=== Written exercise ===
Keep only the lines where "React" appears.

=== Task data ===
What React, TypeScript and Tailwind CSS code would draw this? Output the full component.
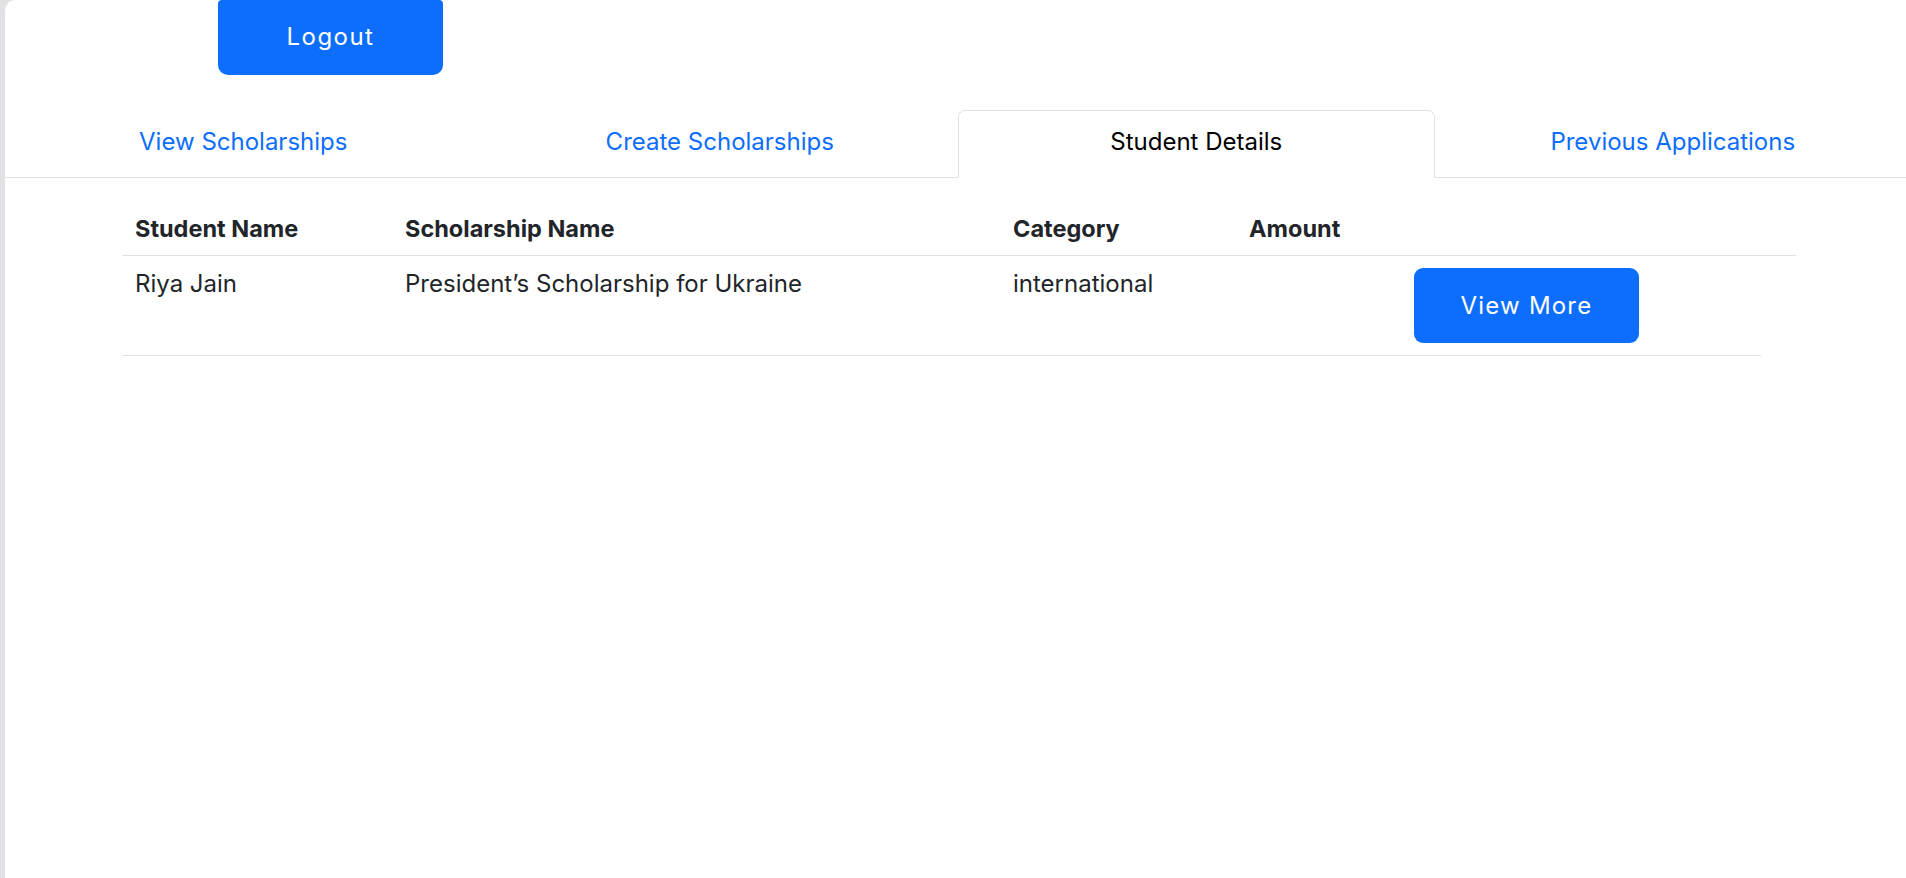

* * *

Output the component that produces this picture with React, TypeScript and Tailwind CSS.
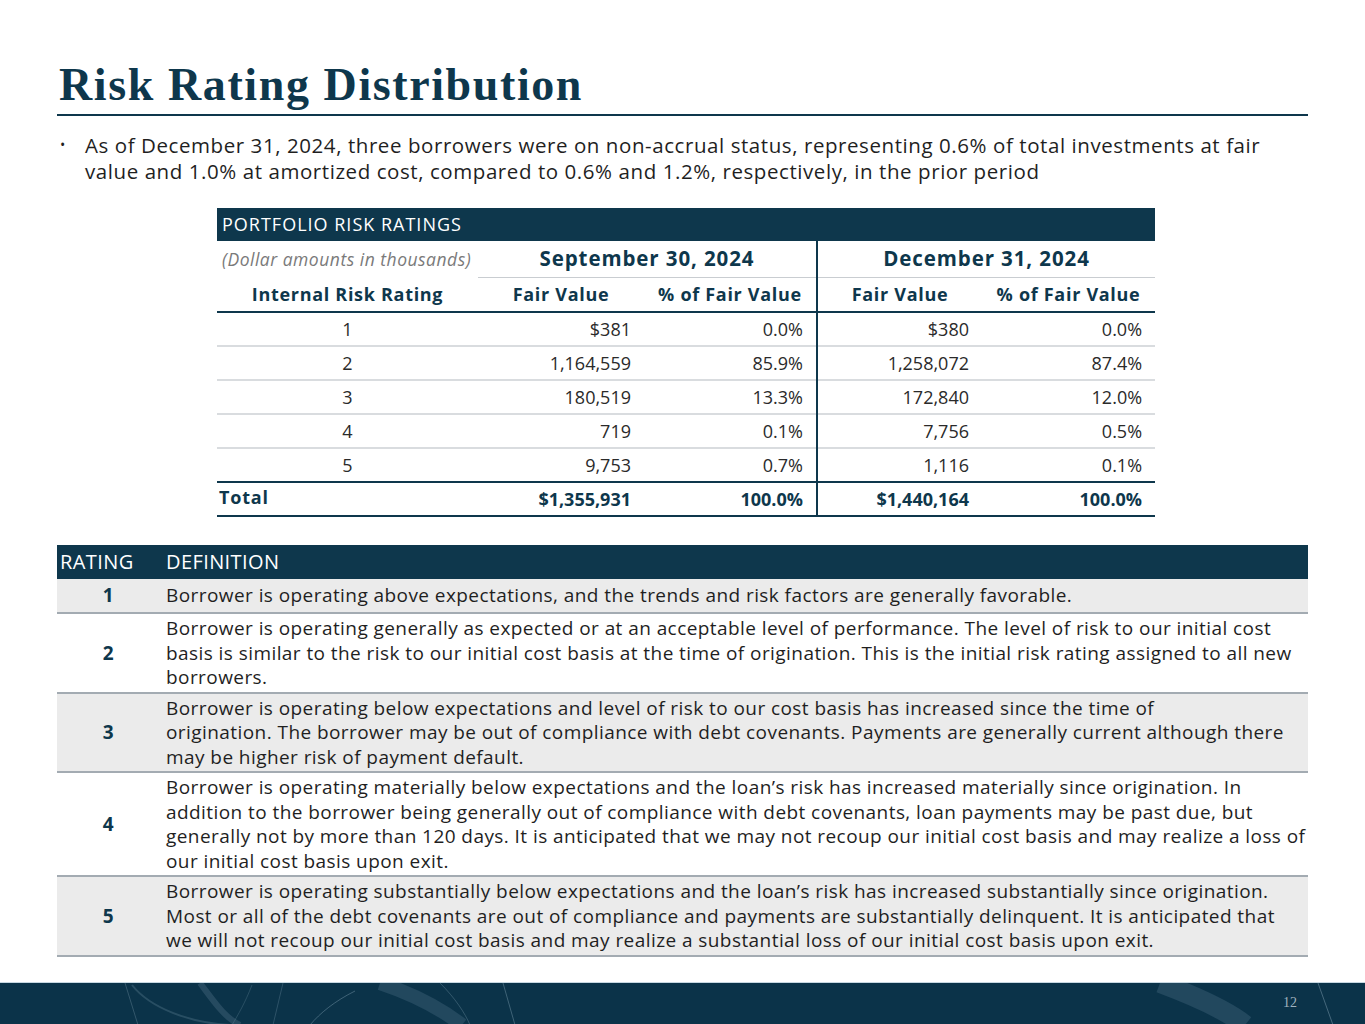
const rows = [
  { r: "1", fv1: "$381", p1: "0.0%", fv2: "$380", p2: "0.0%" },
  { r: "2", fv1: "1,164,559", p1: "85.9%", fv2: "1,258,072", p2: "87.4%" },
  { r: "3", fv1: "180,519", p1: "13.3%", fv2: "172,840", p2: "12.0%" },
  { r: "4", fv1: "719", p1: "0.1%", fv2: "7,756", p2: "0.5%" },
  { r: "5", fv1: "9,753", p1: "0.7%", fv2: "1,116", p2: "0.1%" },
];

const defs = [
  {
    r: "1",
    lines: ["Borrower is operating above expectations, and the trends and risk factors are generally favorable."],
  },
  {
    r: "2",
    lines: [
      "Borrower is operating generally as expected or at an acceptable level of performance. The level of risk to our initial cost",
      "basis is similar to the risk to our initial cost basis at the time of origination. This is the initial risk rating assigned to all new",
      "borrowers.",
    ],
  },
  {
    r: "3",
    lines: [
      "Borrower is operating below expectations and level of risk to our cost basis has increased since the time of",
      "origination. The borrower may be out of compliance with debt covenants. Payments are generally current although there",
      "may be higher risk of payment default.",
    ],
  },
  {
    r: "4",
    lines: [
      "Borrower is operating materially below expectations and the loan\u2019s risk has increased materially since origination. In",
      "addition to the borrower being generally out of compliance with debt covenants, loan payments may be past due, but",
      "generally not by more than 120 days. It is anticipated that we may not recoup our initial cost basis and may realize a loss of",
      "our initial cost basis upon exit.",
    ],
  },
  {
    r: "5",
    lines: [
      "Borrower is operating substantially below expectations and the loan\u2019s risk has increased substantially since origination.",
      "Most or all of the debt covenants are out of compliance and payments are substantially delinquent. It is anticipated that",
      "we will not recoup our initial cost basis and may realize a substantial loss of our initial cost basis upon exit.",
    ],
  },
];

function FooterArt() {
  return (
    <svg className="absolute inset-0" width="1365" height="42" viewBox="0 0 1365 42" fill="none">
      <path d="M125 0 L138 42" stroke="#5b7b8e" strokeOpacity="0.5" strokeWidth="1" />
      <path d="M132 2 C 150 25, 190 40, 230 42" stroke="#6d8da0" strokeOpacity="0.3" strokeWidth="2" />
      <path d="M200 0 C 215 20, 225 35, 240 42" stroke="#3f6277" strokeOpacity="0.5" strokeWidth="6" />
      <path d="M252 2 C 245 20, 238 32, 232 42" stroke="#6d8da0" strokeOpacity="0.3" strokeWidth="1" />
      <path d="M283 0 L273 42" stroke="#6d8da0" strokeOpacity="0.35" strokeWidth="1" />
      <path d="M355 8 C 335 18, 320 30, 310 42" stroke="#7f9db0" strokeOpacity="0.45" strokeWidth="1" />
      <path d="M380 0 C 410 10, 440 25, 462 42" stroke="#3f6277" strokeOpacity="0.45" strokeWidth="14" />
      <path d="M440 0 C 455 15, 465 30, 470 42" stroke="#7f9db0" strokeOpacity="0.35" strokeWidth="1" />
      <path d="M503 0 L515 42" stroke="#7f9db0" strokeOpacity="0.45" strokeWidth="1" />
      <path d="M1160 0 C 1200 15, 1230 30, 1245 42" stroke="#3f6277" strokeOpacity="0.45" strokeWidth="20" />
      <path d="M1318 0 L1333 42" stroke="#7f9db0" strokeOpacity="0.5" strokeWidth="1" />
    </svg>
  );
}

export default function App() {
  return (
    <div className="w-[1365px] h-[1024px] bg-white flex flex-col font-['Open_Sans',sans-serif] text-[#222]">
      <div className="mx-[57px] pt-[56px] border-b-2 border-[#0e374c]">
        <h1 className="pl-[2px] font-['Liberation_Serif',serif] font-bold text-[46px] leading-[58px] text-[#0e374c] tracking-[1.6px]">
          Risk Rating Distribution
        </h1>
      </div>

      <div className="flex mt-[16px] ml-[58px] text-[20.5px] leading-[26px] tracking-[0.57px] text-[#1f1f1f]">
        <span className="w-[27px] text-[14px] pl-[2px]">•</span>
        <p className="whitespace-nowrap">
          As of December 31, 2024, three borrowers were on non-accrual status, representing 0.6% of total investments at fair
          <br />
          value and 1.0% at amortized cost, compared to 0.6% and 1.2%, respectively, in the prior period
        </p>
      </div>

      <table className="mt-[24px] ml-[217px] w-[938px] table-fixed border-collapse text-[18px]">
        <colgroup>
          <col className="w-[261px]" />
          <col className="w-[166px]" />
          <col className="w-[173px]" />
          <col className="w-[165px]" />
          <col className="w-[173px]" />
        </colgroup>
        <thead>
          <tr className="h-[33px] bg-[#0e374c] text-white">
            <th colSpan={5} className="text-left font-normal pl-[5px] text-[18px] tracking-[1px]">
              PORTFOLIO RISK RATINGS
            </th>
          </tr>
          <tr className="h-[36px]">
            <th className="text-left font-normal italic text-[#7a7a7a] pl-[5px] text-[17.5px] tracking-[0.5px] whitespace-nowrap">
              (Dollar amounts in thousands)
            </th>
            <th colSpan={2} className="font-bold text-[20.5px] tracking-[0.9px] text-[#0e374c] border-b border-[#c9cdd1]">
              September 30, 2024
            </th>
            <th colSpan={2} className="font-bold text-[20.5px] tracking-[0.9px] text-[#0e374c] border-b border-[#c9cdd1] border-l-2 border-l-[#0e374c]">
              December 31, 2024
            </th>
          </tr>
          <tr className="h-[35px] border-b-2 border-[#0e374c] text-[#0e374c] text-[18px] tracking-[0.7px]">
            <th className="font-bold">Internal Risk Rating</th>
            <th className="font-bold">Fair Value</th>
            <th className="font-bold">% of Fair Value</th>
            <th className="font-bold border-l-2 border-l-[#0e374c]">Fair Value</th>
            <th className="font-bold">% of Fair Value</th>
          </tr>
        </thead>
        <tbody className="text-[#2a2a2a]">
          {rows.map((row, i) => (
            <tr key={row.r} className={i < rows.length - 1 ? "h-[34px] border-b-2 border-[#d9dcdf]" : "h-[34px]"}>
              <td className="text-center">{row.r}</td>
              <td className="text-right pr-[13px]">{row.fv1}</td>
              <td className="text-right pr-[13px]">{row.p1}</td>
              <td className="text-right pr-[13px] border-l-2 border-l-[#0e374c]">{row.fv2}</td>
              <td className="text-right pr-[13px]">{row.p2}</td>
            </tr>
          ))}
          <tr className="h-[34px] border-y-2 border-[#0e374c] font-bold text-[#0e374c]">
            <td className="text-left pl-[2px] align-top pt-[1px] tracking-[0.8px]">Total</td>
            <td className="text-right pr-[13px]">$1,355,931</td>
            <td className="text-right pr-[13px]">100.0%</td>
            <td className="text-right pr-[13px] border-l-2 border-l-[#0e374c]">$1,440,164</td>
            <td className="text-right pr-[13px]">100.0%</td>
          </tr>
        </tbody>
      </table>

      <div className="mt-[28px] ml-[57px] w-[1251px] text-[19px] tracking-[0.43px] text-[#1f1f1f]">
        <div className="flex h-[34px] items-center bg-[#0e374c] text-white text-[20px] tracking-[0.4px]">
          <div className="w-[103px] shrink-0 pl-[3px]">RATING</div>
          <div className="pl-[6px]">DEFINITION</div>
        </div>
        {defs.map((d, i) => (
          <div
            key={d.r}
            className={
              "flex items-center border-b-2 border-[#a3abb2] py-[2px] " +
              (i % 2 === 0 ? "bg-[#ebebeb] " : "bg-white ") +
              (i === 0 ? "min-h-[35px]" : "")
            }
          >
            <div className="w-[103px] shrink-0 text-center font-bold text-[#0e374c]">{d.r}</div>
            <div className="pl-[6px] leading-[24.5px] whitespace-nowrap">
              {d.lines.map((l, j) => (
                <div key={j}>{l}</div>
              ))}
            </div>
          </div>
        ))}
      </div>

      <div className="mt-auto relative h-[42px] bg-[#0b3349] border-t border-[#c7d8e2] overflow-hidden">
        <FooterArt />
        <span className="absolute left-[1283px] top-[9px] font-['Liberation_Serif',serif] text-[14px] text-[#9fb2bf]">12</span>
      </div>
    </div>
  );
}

=== Answer for this exercise ===
What React, TypeScript and Tailwind CSS code would draw this? Output the full component.
Output the component that produces this picture with React, TypeScript and Tailwind CSS.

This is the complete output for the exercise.